I’m headed to Chicago this afternoon in advance of the Cubs Convention this weekend.
- It turns out that it was outfield prospect Kevin Encarnacion in that ugly crash involving five Cubs prospects in the Dominican Republic earlier this year, per Carrie Muskat. Although he is still in the hospital and receiving treatment, Muskat says that Encarnacion (and Jose Zapata) is “doing well.”
- A very nice plaudit for the farm system, via BP’s Jason Parks, who confirms that the Cubs have the second best farm system in baseball to BP. The Cubs are behind only the Twins, and just ahead of the Pirates. Giggity.
- Danny Ecker writes about the company the helped the Cubs come up with Clark the Cub, the team’s new mascot. Apparently they’ve been heavily involved in developing mascots for other teams, and in the production of ‘Sesame Street Live,’ which The Little Girl adored. I think Clark will be fine.
- Anthony Rizzo is the “Face of the Cubs,” per some kind of MLBN poll or something.
- Jeff Passan was on with Waddle & Silvy yesterday to discuss, among other things, his negative take on the miserly nature of Cubs ownership in recent years. It sounds like Passan chalked the reaction among Cubs fans up to a lack of knowledge on our part about the Cubs’ failure to spend throughout the rebuilding process. I still think there’s a little more nuance needed there (and, candidly, I’m working on a large financial piece), but we’ll just agree to disagree, and when I fawn over Passan’s work in the future, I’m just going to pretend in my mind like this episode never occurred.
- For you Bears fans, Jay continues his offseason review of the position groups, with an in-depth look at the edge protectors.
- I was on the Midway Madness baseball podcast yesterday.

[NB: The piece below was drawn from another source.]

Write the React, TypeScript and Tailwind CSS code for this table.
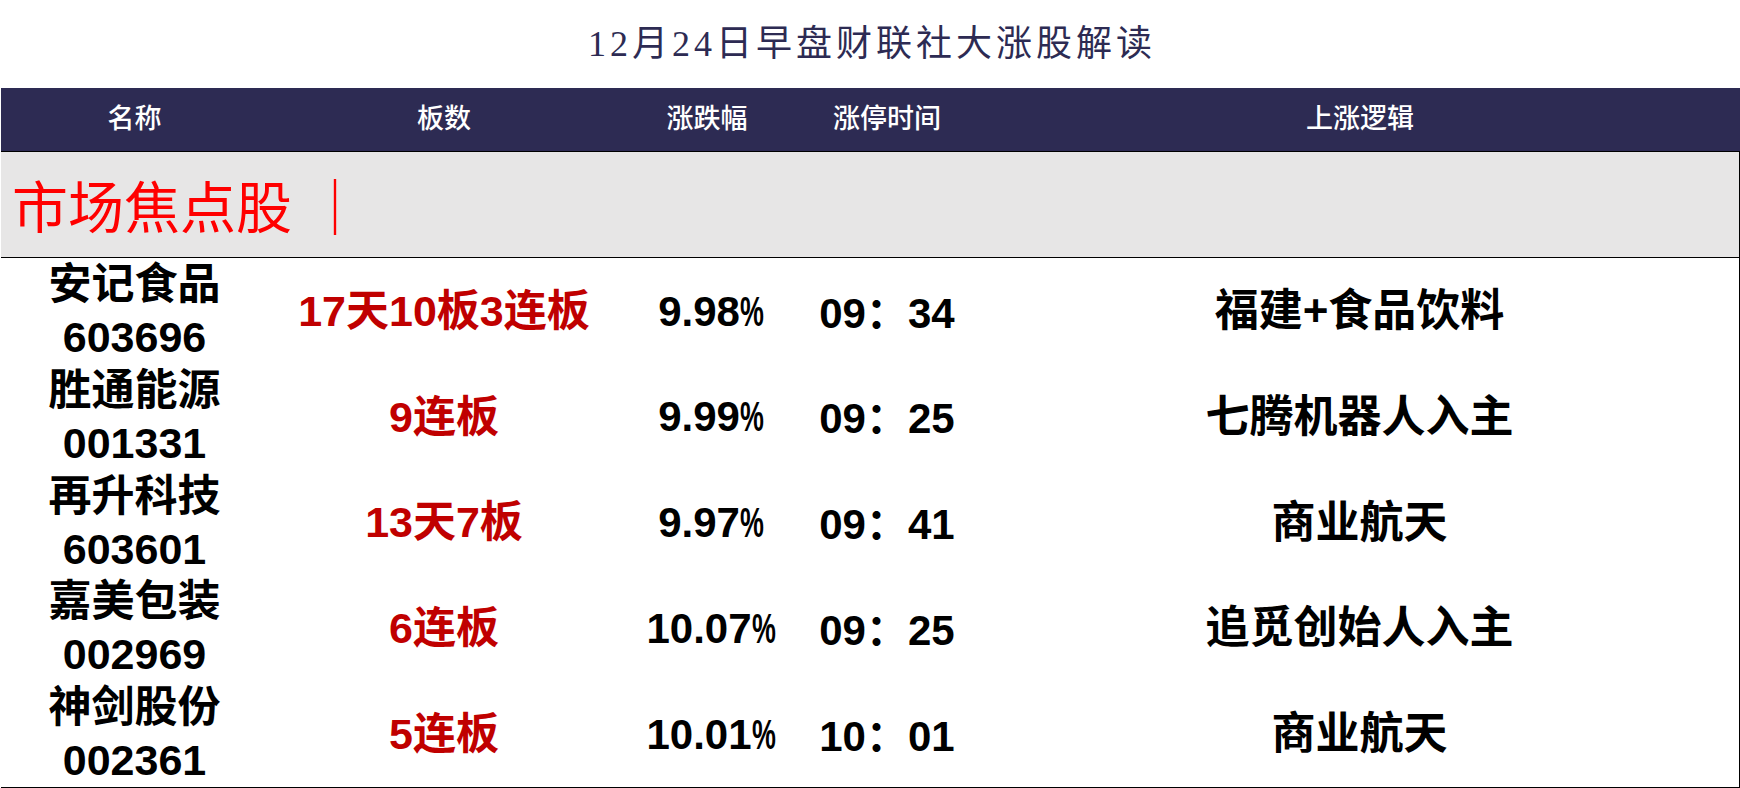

Meta: This week, a federal appeals court struck down an FCC rule that preserved net neutrality, about which you can read more here and here. The short version? Net neutrality rules prevented internet service providers (the Comcast you have at your house, or the Verizon you have on your phone, for examples) from favoring some web content over others. If they were going to provide access to the internet, they had to provide that access evenly to all sites/services, allowing the consumer to choose how they spent their online time/data/etc. Without net neutrality, service providers could charge you more to access certain sites and services, could favor some sites over others (by providing lightning fast speed to access one site, and throttlingly slow speed to another), or could charge website proprietors – like BN, for example – a bunch of money to allow their users to access the site at all.

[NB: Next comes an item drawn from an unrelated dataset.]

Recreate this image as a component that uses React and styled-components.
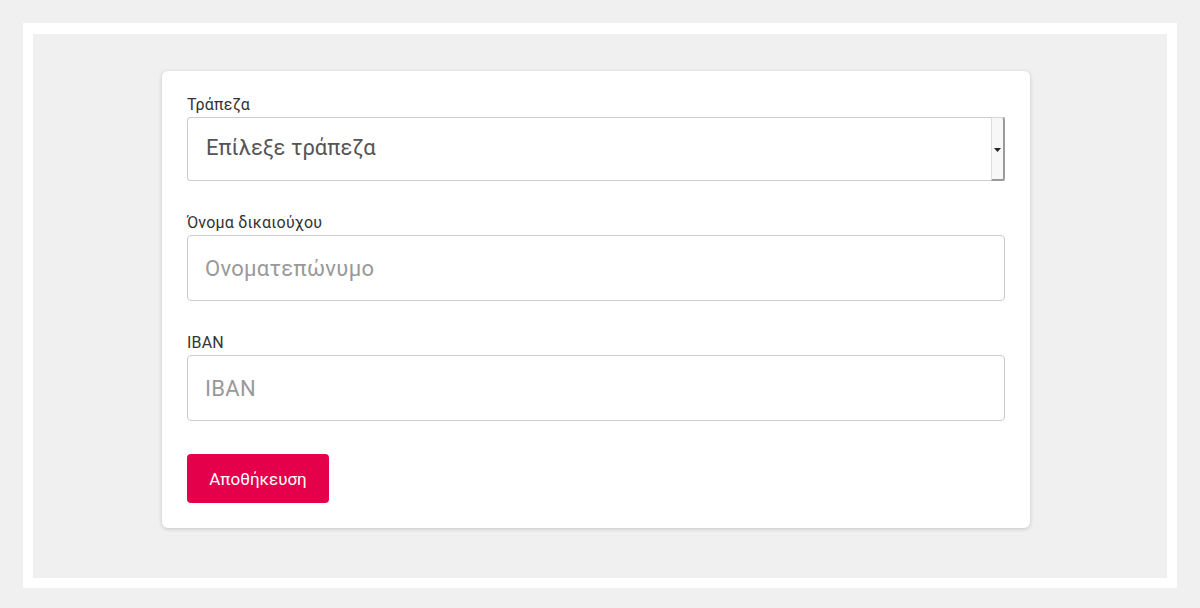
import React, { useState } from "react";
import styled, { createGlobalStyle } from "styled-components";

const GlobalStyle = createGlobalStyle`
  html, body {
    margin: 0;
    padding: 0;
    background: #f0f0f0;
    font-family: Roboto, "Noto Sans", "Liberation Sans", sans-serif;
  }
`;

// outer white frame
const Page = styled.div`
  padding: 23px;
  height: 608px;
  box-sizing: border-box;
`;

const Frame = styled.div`
  background: #ffffff;
  padding: 11px 10px 10px 10px;
  height: 565px;
  box-sizing: border-box;
`;

const Inner = styled.div`
  background: #f0f0f0;
  height: 100%;
  box-sizing: border-box;
  padding: 37px 0 0 129px;
`;

// form card
const Card = styled.form`
  width: 868px;
  box-sizing: border-box;
  background: #ffffff;
  border-radius: 6px;
  box-shadow: 0 1px 4px rgba(0, 0, 0, 0.18);
  padding: 24px 25px 25px 25px;
  display: flex;
  flex-direction: column;
`;

const Field = styled.div`
  display: flex;
  flex-direction: column;
  gap: 2px;
  margin-bottom: ${(p) => (p.$last ? "33px" : "32px")};
`;

const Label = styled.label`
  font-size: 16px;
  line-height: 20px;
  color: #333333;
  letter-spacing: 0.2px;
`;

const SelectBox = styled.div`
  display: flex;
  height: 64px;
  box-sizing: border-box;
  border: 1px solid #cccccc;
  border-right: none;
  border-radius: 4px 0 0 4px;
  background: #ffffff;
`;

const Select = styled.select`
  flex: 1;
  appearance: none;
  border: none;
  outline: none;
  background: transparent;
  font-family: inherit;
  font-size: 22px;
  color: #555555;
  padding: 0 18px 4px 18px;
`;

// the little native-looking arrow strip
const ArrowStrip = styled.div`
  width: 11px;
  margin-top: -1px;
  margin-bottom: -1px;
  background: #f7f7f7;
  border-left: 1px solid #dddddd;
  border-top: 1px solid #d6d6d6;
  border-right: 2px solid #9a9a9a;
  border-bottom: 2px solid #9a9a9a;
  border-radius: 0 3px 3px 0;
  display: flex;
  align-items: center;
  justify-content: center;
  padding-top: 2px;
  svg {
    display: block;
  }
`;

const Input = styled.input`
  height: 66px;
  box-sizing: border-box;
  border: 1px solid #cccccc;
  border-radius: 4px;
  font-family: inherit;
  font-size: 22px;
  color: #555555;
  padding: 0 17px;
  outline: none;
  letter-spacing: 0.3px;
  &::placeholder {
    color: #999999;
  }
`;

const Button = styled.button`
  align-self: flex-start;
  width: 142px;
  height: 49px;
  border: none;
  border-radius: 4px;
  background: #e4004b;
  color: #ffffff;
  font-family: inherit;
  font-size: 17px;
  cursor: pointer;
`;

export default function App() {
  const [form, setForm] = useState({ bank: "", name: "", iban: "" });

  const onChange = (e) => setForm({ ...form, [e.target.name]: e.target.value });

  return (
    <>
      <GlobalStyle />
      <Page>
        <Frame>
          <Inner>
            <Card onSubmit={(e) => e.preventDefault()}>
              <Field>
                <Label>Τράπεζα</Label>
                <SelectBox>
                  <Select name="bank" value={form.bank} onChange={onChange}>
                    <option value="">Επίλεξε τράπεζα</option>
                  </Select>
                  <ArrowStrip>
                    <svg width="7" height="4" viewBox="0 0 7 4">
                      <path d="M0 0 L7 0 L3.5 4 Z" fill="#222" />
                    </svg>
                  </ArrowStrip>
                </SelectBox>
              </Field>
              <Field>
                <Label>Όνομα δικαιούχου</Label>
                <Input name="name" placeholder="Ονοματεπώνυμο" value={form.name} onChange={onChange} />
              </Field>
              <Field $last>
                <Label>IBAN</Label>
                <Input name="iban" placeholder="IBAN" value={form.iban} onChange={onChange} />
              </Field>
              <Button type="submit">Αποθήκευση</Button>
            </Card>
          </Inner>
        </Frame>
      </Page>
    </>
  );
}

To be sure, there are consumer upsides to a world without net neutrality. Streaming Netflix takes up a disproportionate amount of the bandwith your service provider uses, and if you aren’t a Netflix user, you’re essentially subsidizing the folks who do when you pay your bill. Without net neutrality, the folks using Netflix would bear more of those costs, and you might bear less.
But that’s a relatively narrow example, and ISPs could take things much further. Picture the tiers of channels on cable. If you pay $50 per month, you get email and your ISP’s affiliated web pages. If you pay $60 per month, you get those things plus ESPN.com and CNN.com. If you pay $70 per month, you get that stuff, plus the rest of the web. So on and so forth. It’s not hard to imagine how ISPs would operate which sites and services end up on which tiers: the sites and services that pay big bucks to be on a more basic tier will be placed there.
The impact to the web could be stark. It isn’t realistic to believe that mom and pop sites and services could afford to pay significant fees to all service providers in order to allow their customers to access their site. As a result, the big boys of the internet world would remain, but upstart sites and innovative services could be stifled before they actually even form. To me, that’s just not what the internet is supposed to be, and I get pretty nervous thinking about that kind of future. If that had been the landscape five years ago, I don’t know that BN would exist today. The good news is that (1) I don’t foresee this level of ISP shenaniganning kicking in for a long time, if at all; and (2) I think BN, as it presently exists, would be able to survive some of these changes. Obviously I can’t say for sure until we see what’s what, but, for now, I don’t think I’m loving a world without net neutrality. Nothing is set in stone just yet – there’s a political process to play out on all of this.